Your actions on earth are made safe by gravity keeping you anchored and effectively eating most of the energy your muscles produce.
Your muscles are incredibly powerful. They can lift your entire body from a sitting to standing position with very little effort, a dead lift of 80lbs is so easy that it does not even register to you as a meaningful expenditure of energy.
In micro-gravity standing up with that same force would send you painfully crashing into the surface directly above you.
Any movement of your arms would add rotational energy that you wouldn’t be able to counteract without holding on to something that would anchor you and eat that energy. When you throw a ball if you lean into the throw then you might have to extend a leg behind you to act as an anchor and keep you from falling forward. In microgravity you’d just start spinning, possibly with a leg extended in a goofy way.
Since there is no resistance there is no way to slow down. It allows them to move around with that huge spacesuit. Fast moves can cause a big response. Any bump in the wrong direction may cause them to lose control.

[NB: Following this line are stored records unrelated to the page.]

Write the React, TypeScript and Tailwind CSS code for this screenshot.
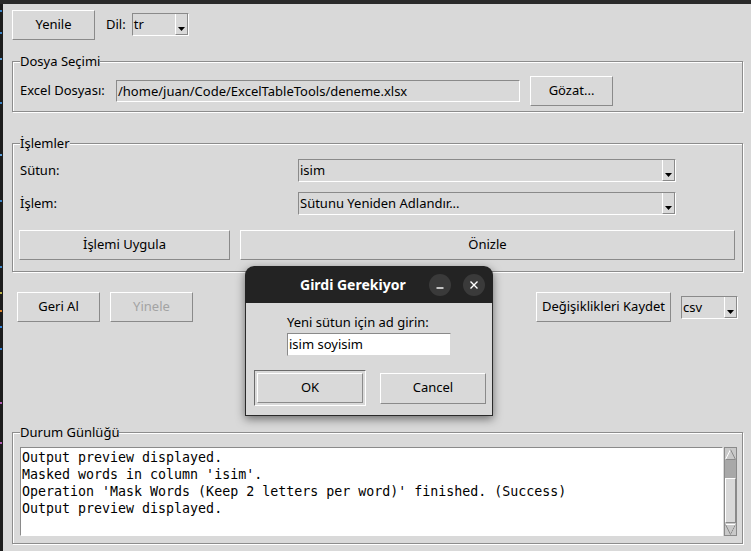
import { FC, ReactNode } from "react";

const raised =
    "border border-t-white border-l-white border-b-[#8a8a8a] border-r-[#8a8a8a]";
const sunken =
    "border border-t-[#8a8a8a] border-l-[#8a8a8a] border-b-white border-r-white";

const Btn: FC<{ label: string; className?: string; disabled?: boolean }> = ({
    label,
    className = "",
    disabled,
}) => (
    <button
        type="button"
        className={`${raised} shrink-0 flex items-center justify-center bg-[#d9d9d9] h-[30px] ${
            disabled ? "text-[#a3a3a3]" : "text-black"
        } ${className}`}
    >
        {label}
    </button>
);

const Arrow = () => (
    <svg width="7" height="4" viewBox="0 0 7 4">
        <polygon points="0,0 7,0 3.5,4" fill="#000" />
    </svg>
);

const Combo: FC<{ value: string; className?: string }> = ({
    value,
    className = "",
}) => (
    <div className={`${sunken} shrink-0 flex h-[23px] bg-[#d9d9d9] ${className}`}>
        <span className="flex-1 pl-[1px] leading-[21px] truncate">{value}</span>
        <div className="w-[13px] flex items-end justify-center pb-[3px] border-l border-l-white border-r border-r-[#8a8a8a] border-b border-b-[#8a8a8a]">
            <Arrow />
        </div>
    </div>
);

const Group: FC<{ title: string; className?: string; children: ReactNode }> = ({
    title,
    className = "",
    children,
}) => (
    <fieldset
        className={`border border-[#8c8c8c] shadow-[inset_1px_1px_0_#fff,1px_1px_0_#fff] px-[7px] min-w-0 ${className}`}
    >
        <legend className="leading-[18px] bg-[#d9d9d9]">{title}</legend>
        {children}
    </fieldset>
);

const ScrollArrow: FC<{ up?: boolean }> = ({ up }) => (
    <div className="h-[12px] flex items-center justify-center">
        <svg width="11" height="11" viewBox="0 0 11 11">
            {up ? (
                <>
                    <polyline points="0.5,10.5 5.5,0.5" fill="none" stroke="#fff" />
                    <polyline points="5.5,0.5 10.5,10.5 0.5,10.5" fill="none" stroke="#8a8a8a" />
                </>
            ) : (
                <>
                    <polyline points="0.5,0.5 10.5,0.5 5.5,10.5" fill="none" stroke="#fff" />
                    <polyline points="5.5,10.5 0.5,0.5" fill="none" stroke="#8a8a8a" />
                    <polyline points="5.5,10.5 10.5,0.5" fill="none" stroke="#8a8a8a" />
                </>
            )}
        </svg>
    </div>
);

const logLines = [
    "Output preview displayed.",
    "Masked words in column 'isim'.",
    "Operation 'Mask Words (Keep 2 letters per word)' finished. (Success)",
    "Output preview displayed.",
];

const stripDots = [
    { top: 6, color: "bg-[#3b82c4]" },
    { top: 28, color: "bg-[#3b82c4]" },
    { top: 54, color: "bg-[#5a9bd5]" },
    { top: 98, color: "bg-[#3b82c4]" },
    { top: 150, color: "bg-[#5a9bd5]" },
    { top: 196, color: "bg-[#3b82c4]" },
    { top: 262, color: "bg-[#3b82c4]" },
    { top: 288, color: "bg-[#b8b04a]" },
    { top: 306, color: "bg-[#d9822b]" },
    { top: 322, color: "bg-[#2f7fd8]" },
    { top: 344, color: "bg-[#2f7fd8]" },
    { top: 398, color: "bg-[#b05cb0]" },
    { top: 438, color: "bg-[#b05cb0]" },
];

export default function App() {
    return (
        <div className="w-[751px] h-[551px] bg-[#d9d9d9] flex flex-col overflow-hidden relative font-['Noto_Sans',sans-serif] text-[13px] text-black">
            <div className="h-[4px] shrink-0 bg-[#2a2a2a]" />
            <div className="flex flex-1 min-h-0">
                <div className="w-[3px] shrink-0 bg-[#1c1c1c] relative">
                    {stripDots.map((d, i) => (
                        <span
                            key={i}
                            className={`absolute left-0 w-[2px] h-[2px] ${d.color}`}
                            style={{ top: d.top }}
                        />
                    ))}
                </div>
                <div className="flex-1 flex flex-col pl-[9px] pr-[10px]">
                    {/* toolbar */}
                    <div className="flex items-center pt-[6px]">
                        <Btn label="Yenile" className="w-[83px]" />
                        <span className="ml-[11px]">Dil:</span>
                        <Combo value="tr" className="ml-[6px] w-[57px] mt-[-2px]" />
                    </div>

                    {/* file */}
                    <Group title="Dosya Seçimi" className="mt-[12px] pb-[5px]">
                        <div className="flex items-center h-[30px] mt-[6px]">
                            <span className="w-[96px] shrink-0">Excel Dosyası:</span>
                            <div className={`${sunken} w-[404px] h-[22px] leading-[20px] pl-[1px]`}>
                                /home/juan/Code/ExcelTableTools/deneme.xlsx
                            </div>
                            <Btn label="Gözat..." className="ml-[10px] w-[83px]" />
                        </div>
                    </Group>

                    {/* operations */}
                    <Group title="İşlemler" className="mt-[22px] pb-[11px]">
                        <div className="flex items-center h-[23px] mt-[7px]">
                            <span className="w-[278px] shrink-0">Sütun:</span>
                            <Combo value="isim" className="w-[378px]" />
                        </div>
                        <div className="flex items-center h-[23px] mt-[10px]">
                            <span className="w-[278px] shrink-0">İşlem:</span>
                            <Combo value="Sütunu Yeniden Adlandır..." className="w-[378px]" />
                        </div>
                        <div className="flex mt-[15px] ml-[-1px]">
                            <Btn label="İşlemi Uygula" className="w-[211px]" />
                            <Btn label="Önizle" className="ml-[10px] w-[495px]" />
                        </div>
                    </Group>

                    {/* actions */}
                    <div className="flex items-center h-[30px] mt-[20px] pl-[5px] pr-[5px]">
                        <Btn label="Geri Al" className="w-[83px]" />
                        <Btn label="Yinele" disabled className="ml-[10px] w-[83px]" />
                        <div className="flex-1" />
                        <Btn label="Değişiklikleri Kaydet" className="w-[135px]" />
                        <Combo value="csv" className="ml-[10px] w-[57px]" />
                    </div>

                    {/* log */}
                    <Group title="Durum Günlüğü" className="mt-[101px] pb-[7px]">
                        <div className="flex h-[89px] mt-[6px] mr-[-2px]">
                            <div className={`${sunken} flex-1 bg-white pl-[1px] pt-[1px] font-['DejaVu_Sans_Mono',monospace] text-[13.3px] leading-[17px] whitespace-pre overflow-hidden`}>
                                {logLines.map((l, i) => (
                                    <div key={i}>{l}</div>
                                ))}
                            </div>
                            <div className="w-[13px] ml-[1px] flex flex-col border border-[#8a8a8a] bg-[#c9c9c9]">
                                <ScrollArrow up />
                                <div className="h-[18px] bg-[#a8a8a8]" />
                                <div className={`${raised} flex-1 bg-[#d9d9d9]`} />
                                <ScrollArrow />
                            </div>
                        </div>
                    </Group>
                </div>
            </div>

            {/* dialog */}
            <div className="absolute left-[245px] top-[266px] w-[248px] h-[150px] flex flex-col rounded-t-[9px] shadow-[0_3px_10px_rgba(0,0,0,0.5)]">
                <div className="h-[37px] shrink-0 flex items-center bg-[#232323] rounded-t-[9px] pl-[55px] pr-[8px]">
                    <span className="text-white font-bold text-[14px]">Girdi Gerekiyor</span>
                    <div className="ml-auto flex items-center gap-[12px]">
                        <div className="w-[22px] h-[22px] rounded-full bg-[#3a3a3a] flex items-center justify-center">
                            <svg width="10" height="10" viewBox="0 0 10 10">
                                <line x1="1.5" y1="8" x2="8.5" y2="8" stroke="#fff" strokeWidth="1.4" />
                            </svg>
                        </div>
                        <div className="w-[22px] h-[22px] rounded-full bg-[#3a3a3a] flex items-center justify-center">
                            <svg width="10" height="10" viewBox="0 0 10 10">
                                <path d="M1.5 1.5 L8.5 8.5 M8.5 1.5 L1.5 8.5" stroke="#fff" strokeWidth="1.4" />
                            </svg>
                        </div>
                    </div>
                </div>
                <div className="flex-1 bg-[#d9d9d9] border-x border-b border-[#2a2a2a] flex flex-col">
                    <span className="ml-[41px] mt-[10px] leading-[18px]">Yeni sütun için ad girin:</span>
                    <div className="ml-[41px] mt-[2px] w-[164px] h-[23px] bg-white border border-t-[#8a8a8a] border-l-[#8a8a8a] border-b-[#d9d9d9] border-r-[#d9d9d9] leading-[21px] pl-[1px]">
                        isim soyisim
                    </div>
                    <div className="flex items-center mt-[14px] ml-[8px]">
                        <div className="w-[112px] h-[36px] border border-t-[#6a6a6a] border-l-[#6a6a6a] border-b-white border-r-white p-[2px] flex">
                            <button type="button" className={`${raised} flex-1 bg-[#d9d9d9]`}>
                                OK
                            </button>
                        </div>
                        <Btn label="Cancel" className="ml-[14px] w-[106px] h-[31px]" />
                    </div>
                </div>
            </div>
        </div>
    );
}
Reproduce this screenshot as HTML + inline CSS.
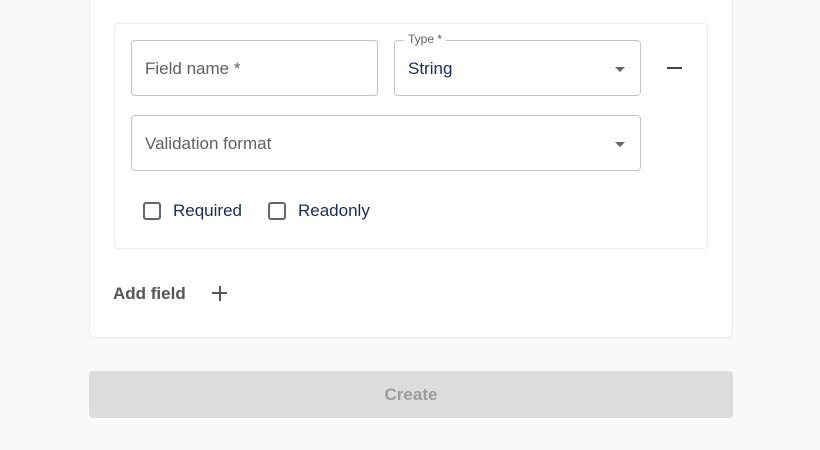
<!DOCTYPE html>
<html><head><style>
body{margin:0;width:820px;height:450px;background:#f9f9f9;font-family:"Liberation Sans",Arial,sans-serif;position:relative;overflow:hidden}
.abs{position:absolute;box-sizing:border-box}
.card{left:89px;top:-10px;width:644px;height:348px;background:#fff;border:1px solid #ececec;border-radius:6px}
.inner{left:114px;top:23px;width:594px;height:226px;border:1px solid #ececec;border-radius:4px;background:#fff}
.inp{border:1px solid #c4c4c4;border-radius:4px;height:56px;background:#fff}
.ph{position:absolute;left:13px;top:18px;font-size:17px;color:#616161}
.val{position:absolute;left:13px;top:18px;font-size:17px;color:#1a2a5c}
.arrow{position:absolute;right:15px;top:26px;width:0;height:0;border-left:5px solid transparent;border-right:5px solid transparent;border-top:5px solid #666}
.lbl{position:absolute;left:9px;top:-9px;font-size:12px;color:#616161;background:#fff;padding:0 4px}
.cb{width:18px;height:18px;border:2px solid #666;border-radius:3px}
.cbl{font-size:17px;color:#1a2a5c}
</style></head><body>
<div class="abs card"></div>
<div class="abs inner"></div>
<div class="abs inp" style="left:131px;top:40px;width:247px"><span class="ph">Field name *</span></div>
<div class="abs inp" style="left:394px;top:40px;width:247px"><span class="lbl">Type *</span><span class="val">String</span><span class="arrow"></span></div>
<div class="abs" style="left:667px;top:67px;width:15px;height:2px;background:#444"></div>
<div class="abs inp" style="left:131px;top:115px;width:510px"><span class="ph">Validation format</span><span class="arrow"></span></div>
<div class="abs cb" style="left:143px;top:202px"></div>
<div class="abs cbl" style="left:173px;top:201px">Required</div>
<div class="abs cb" style="left:268px;top:202px"></div>
<div class="abs cbl" style="left:298px;top:201px">Readonly</div>
<div class="abs" style="left:113px;top:284px;font-size:17px;font-weight:bold;color:#555">Add field</div>
<div class="abs" style="left:212px;top:292px;width:15px;height:2px;background:#555"></div>
<div class="abs" style="left:218.5px;top:285.5px;width:2px;height:15px;background:#555"></div>
<div class="abs" style="left:89px;top:371px;width:644px;height:47px;background:#dcdcdc;border-radius:4px;text-align:center;line-height:47px;font-size:17px;font-weight:bold;color:#9c9c9c">Create</div>
</body></html>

Therefore everything is in slow motion.
Good answers, but one factor hasn’t been mentioned yet that has nothing to do with reality: in movies and TV, it’s really difficult to capture the look of low- or zero-gravity on Earth, So many TV shows and movies will literally film the astronauts in slow motion to make things look a bit more “floaty”. This was especially true for older and cheaper stuff that didn’t have access to good CGI or a “vomit comet” aircraft.